- [Do this]:
Starting at the top of the listing, extract every line up to and including the one with "border-bottom: 1px solid #e0e0e2;". Pictures stay out of the copy.

- [Provided data]:
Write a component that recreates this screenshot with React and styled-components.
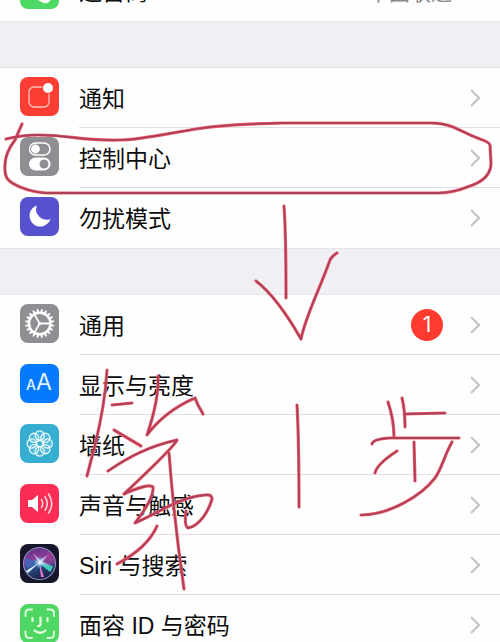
import React from 'react';
import styled, {createGlobalStyle} from 'styled-components';

const GlobalStyle = createGlobalStyle`
    body {
        margin: 0;
        background-color: #efeff4;
        font-family: "Liberation Sans", "Noto Sans CJK SC", sans-serif;
    }
`;
const Page = styled.main`
    position: relative;
    height: 100vh;
    overflow: hidden;
`;
const Settings = styled.div`
    display: flex;
    flex-direction: column;
    gap: 47px;
    margin-top: -39px;
`;
const Group = styled.nav`
    background-color: #fefefe;
    box-shadow: 0 0 0 1px #e6e6ea;
`;
const Row = styled.a`
    display: flex;
    align-items: center;
    height: 60px;
    padding-left: 20px;
    color: #0c0c0c;
    text-decoration: none;
`;
const Tile = styled.svg`
    flex: none;
    width: 39px;
    height: 39px;
    margin: 0 20px 3px 0;
    border-radius: 8px;
    background-color: ${props => props.$color};
`;
const RowBody = styled.div`
    flex: 1;
    display: flex;
    align-items: center;
    box-sizing: border-box;
    height: 60px;
    padding-right: 20px;
    border-bottom: 1px solid #e0e0e2;

    ${Row}:last-child & {
        border-bottom-color: transparent;
    }
`;
const Label = styled.span`
    flex: 1;
    padding-top: 2px;
    font-size: 23px;
    line-height: 32px;
`;
const Value = styled.span`
    margin-right: 18px;
    padding-top: 4px;
    font-size: 21px;
    line-height: 32px;
    color: #8a8a8e;
`;
const Badge = styled.span`
    width: 32px;
    margin-right: 27px;
    border-radius: 50%;
    background-color: #ff3b30;
    color: #fff;
    font-family: Inter, sans-serif;
    font-size: 21px;
    line-height: 32px;
    text-align: center;
`;
const Arrow = styled.svg`
    flex: none;
    width: 10px;
    height: 18px;
    fill: none;
    stroke: #c2c2c6;
    stroke-width: 2;
`;
const Ink = styled.svg`
    position: absolute;
    top: 0;
    left: 0;
    width: 500px;
    height: 642px;
    fill: none;
    stroke-linecap: round;
    stroke-linejoin: round;
    pointer-events: none;
`;

const around = (count) => Array.from({length: count}, (_, index) => index * 360 / count);

const PhoneIcon = () => (
    <path
        fill="#fff"
        d="M11 7c-3 2-4 5-2 10 3 8 8 14 15 16 3 1 6-1 7-4 0-1 0-2-1-3l-5-3c-1-1-2 0-3 1s-2 1-3 0l-5-6c-1-1-1-2 0-3s2-2 1-3l-3-5z"
    />
);
const NoticeIcon = () => (
    <>
        <rect x="9" y="10" width="20" height="20" rx="5" fill="none" stroke="#ffc4b8" strokeWidth="1.3" />
        <circle cx="28" cy="11" r="6" fill="#fb3d34" />
        <circle cx="28" cy="11" r="5" fill="#fff" />
    </>
);
const ControlIcon = () => (
    <>
        <rect x="9.5" y="6" width="20.5" height="12" rx="6" fill="none" stroke="#fff" strokeWidth="1.5" />
        <circle cx="15.5" cy="12" r="4.4" fill="#fff" />
        <rect x="9" y="20.5" width="21.5" height="13" rx="6.5" fill="#fff" />
        <circle cx="24" cy="27" r="4.5" fill="#8e8e93" />
    </>
);
const MoonIcon = () => (
    <path fill="#fff" d="M16.8 8.5A10.8 10.8 0 1 0 30.6 22 10.6 10.6 0 0 1 16.8 8.5z" />
);
const GearIcon = () => (
    <g transform="translate(19.7 19.5)" stroke="#fff" fill="none">
        <circle r="10.7" strokeWidth="2.4" />
        {around(20).map(angle => (
            <path key={angle} d="M11-1.3 14.6-.7V.7L11 1.3z" fill="#fff" stroke="none" transform={`rotate(${angle + 9})`} />
        ))}
        {around(3).map(angle => (
            <path key={angle} d="M1 0H10" strokeWidth="1.8" transform={`rotate(${angle})`} />
        ))}
        <circle r="1.8" fill="#fff" stroke="none" />
    </g>
);
const DisplayIcon = () => (
    <g fill="#e4f4ff" fontFamily="Inter, sans-serif">
        <text x="6" y="26" fontSize="14" fontWeight="500">A</text>
        <text x="16" y="26" fontSize="23">A</text>
    </g>
);
const FlowerIcon = () => (
    <g transform="translate(19.7 19.5)" stroke="#e8fbff" strokeWidth="1.3" fill="#fff" fillOpacity=".12">
        {around(8).map(angle => (
            <circle key={angle} cx="8" r="4.6" transform={`rotate(${angle})`} />
        ))}
        <circle r="3" fill="none" />
    </g>
);
const SoundIcon = () => (
    <>
        <path fill="#fff" d="M8 16h4l6-5v17l-6-5H8z" />
        <g fill="none" stroke="#ffd5dc" strokeWidth="1.6" strokeLinecap="round">
            <path d="M21.5 15.5q2.5 4 0 8" />
            <path d="M25 12.8q4.5 6.7 0 13.4" />
            <path d="M28.5 10q6.500 9.500 0 19" />
        </g>
    </>
);
const SiriIcon = () => (
    <>
        <defs>
            <linearGradient id="orb" x1=".3" y1="0" x2=".6" y2="1">
                <stop offset="0" stopColor="#5d3480" />
                <stop offset=".35" stopColor="#8b3b9b" />
                <stop offset=".6" stopColor="#2c4b84" />
                <stop offset="1" stopColor="#141a40" />
            </linearGradient>
            <radialGradient id="glow">
                <stop offset="0" stopColor="#fff" />
                <stop offset=".4" stopColor="#b8e6f5" stopOpacity=".7" />
                <stop offset="1" stopColor="#60d8e8" stopOpacity="0" />
            </radialGradient>
        </defs>
        <circle cx="19.5" cy="19.5" r="16" fill="url(#orb)" stroke="#8f8dbc" strokeWidth="1.1" />
        <path d="M19 18 6 14q-2 6 1 11z" fill="#2c7bc8" opacity=".6" />
        <path d="M20 18 31 8q5 7 3 13z" fill="#b03c94" opacity=".6" />
        <path d="M19 19 33 22q-1 4-3 6z" fill="#4ee0c8" opacity=".85" />
        <path d="M19 18 24 33 21 33z" fill="#e87ac8" />
        <path d="M20 18 6 27l2 2z" fill="#d8f6ff" />
        <path d="M18 17 13 9l7 7 8-5-6 7 9 3-11-1z" fill="#e8dcff" opacity=".8" />
        <circle cx="19.5" cy="18.5" r="6" fill="url(#glow)" />
    </>
);
const FaceIcon = () => (
    <g fill="none" stroke="#e6ffe2" strokeWidth="1.8" strokeLinecap="round">
        <path d="M5.5 12V9.5q0-4 4-4H12M27.5 5.5H30q4 0 4 4V12M34 27.5V30q0 4-4 4H27.5M12 34H9.5q-4 0-4-4V27.5" />
        <path d="M12.5 14v3M27.5 14v3M20.5 13.5V20q0 2-2.5 2M14.5 26.5q5.5 4.5 11 0" strokeWidth="2.2" />
    </g>
);

const groups = [
    [
        {label: '运营商', color: '#4cd964', Icon: PhoneIcon, value: '中国联通'},
    ],
    [
        {label: '通知', color: '#fb3d34', Icon: NoticeIcon},
        {label: '控制中心', color: '#8e8e93', Icon: ControlIcon},
        {label: '勿扰模式', color: '#5651cf', Icon: MoonIcon},
    ],
    [
        {label: '通用', color: '#8e8e93', Icon: GearIcon, badge: 1},
        {label: '显示与亮度', color: '#067aff', Icon: DisplayIcon},
        {label: '墙纸', color: '#36aed2', Icon: FlowerIcon},
        {label: '声音与触感', color: '#fb2d55', Icon: SoundIcon},
        {label: 'Siri 与搜索', color: '#15162c', Icon: SiriIcon},
        {label: '面容 ID 与密码', color: '#4fd763', Icon: FaceIcon},
    ],
];

// pen strokes: the loop, the arrow, then 第 1 步
const strokes = [
    'M22 124 15 140Q5 153 5 165C4 178 8 182 20 187Q32 192 46 193H438Q453 193 470 186C485 181 491 173 491 163L490 145Q489 142 480 139C464 133 463 131 453 127Q443 123 430 123H283C240 124 210 126 190 130C165 134 140 140 120 140C80 141 70 135 38 135Q22 135 6 139',
    'M284 206Q286 233 286 298',
    'M256 281Q277 297 301 339C306 315 319 291 330 260Q332 256 337 253',
    'M107 370Q105 405 95 445L87 476',
    'M112 405 132 403',
    'M158 376Q159 400 147 435Q165 411 195 398L198 405 203 414',
    'M114 430 141 446',
    'M108 471C130 456 150 446 177 440Q175 446 124 494C137 488 150 484 153 487C154 495 145 510 135 523C160 512 180 497 205 495Q212 494 212 499C209 510 200 526 188 528Q184 526 186 511',
    'M169 453Q174 520 184 589',
    'M157 526C150 542 136 554 117 564',
    'M297 405Q299 440 299 507',
    'M388 402Q394 420 394 437',
    'M402 398Q405 410 405 427M405 414 445 413',
    'M372 444Q373 439 390 438L459 438',
    'M375 473Q377 464 397 451',
    'M414 442 415 481',
    'M452 442C445 454 442 468 435 478C422 495 390 515 361 515',
];

const Chevron = () => (
    <Arrow viewBox="0 0 10 18" aria-hidden="true">
        <path d="M1 1 9 9 1 17" />
    </Arrow>
);

function App () {
    return (
        <Page>
            <GlobalStyle />
            <Settings>
                {groups.map((group, index) => (
                    <Group key={index}>
                        {group.map(({label, color, Icon, value, badge}) => (
                            <Row href="#" key={label}>
                                <Tile viewBox="0 0 39 39" $color={color} aria-hidden="true">
                                    <Icon />
                                </Tile>
                                <RowBody>
                                    <Label>{label}</Label>
                                    {value && <Value>{value}</Value>}
                                    {badge && <Badge>{badge}</Badge>}
                                    <Chevron />
                                </RowBody>
                            </Row>
                        ))}
                    </Group>
                ))}
            </Settings>
            <Ink viewBox="0 0 500 642" aria-hidden="true">
                {strokes.map(d => (
                    <g key={d}>
                        <path d={d} stroke="#f0606e" strokeWidth="3.2" />
                        <path d={d} stroke="#ad3f58" strokeWidth="1.8" />
                    </g>
                ))}
            </Ink>
        </Page>
    )
}

export default App;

- [Response to this exercise]:
Write a component that recreates this screenshot with React and styled-components.
import React from 'react';
import styled, {createGlobalStyle} from 'styled-components';

const GlobalStyle = createGlobalStyle`
    body {
        margin: 0;
        background-color: #efeff4;
        font-family: "Liberation Sans", "Noto Sans CJK SC", sans-serif;
    }
`;
const Page = styled.main`
    position: relative;
    height: 100vh;
    overflow: hidden;
`;
const Settings = styled.div`
    display: flex;
    flex-direction: column;
    gap: 47px;
    margin-top: -39px;
`;
const Group = styled.nav`
    background-color: #fefefe;
    box-shadow: 0 0 0 1px #e6e6ea;
`;
const Row = styled.a`
    display: flex;
    align-items: center;
    height: 60px;
    padding-left: 20px;
    color: #0c0c0c;
    text-decoration: none;
`;
const Tile = styled.svg`
    flex: none;
    width: 39px;
    height: 39px;
    margin: 0 20px 3px 0;
    border-radius: 8px;
    background-color: ${props => props.$color};
`;
const RowBody = styled.div`
    flex: 1;
    display: flex;
    align-items: center;
    box-sizing: border-box;
    height: 60px;
    padding-right: 20px;
    border-bottom: 1px solid #e0e0e2;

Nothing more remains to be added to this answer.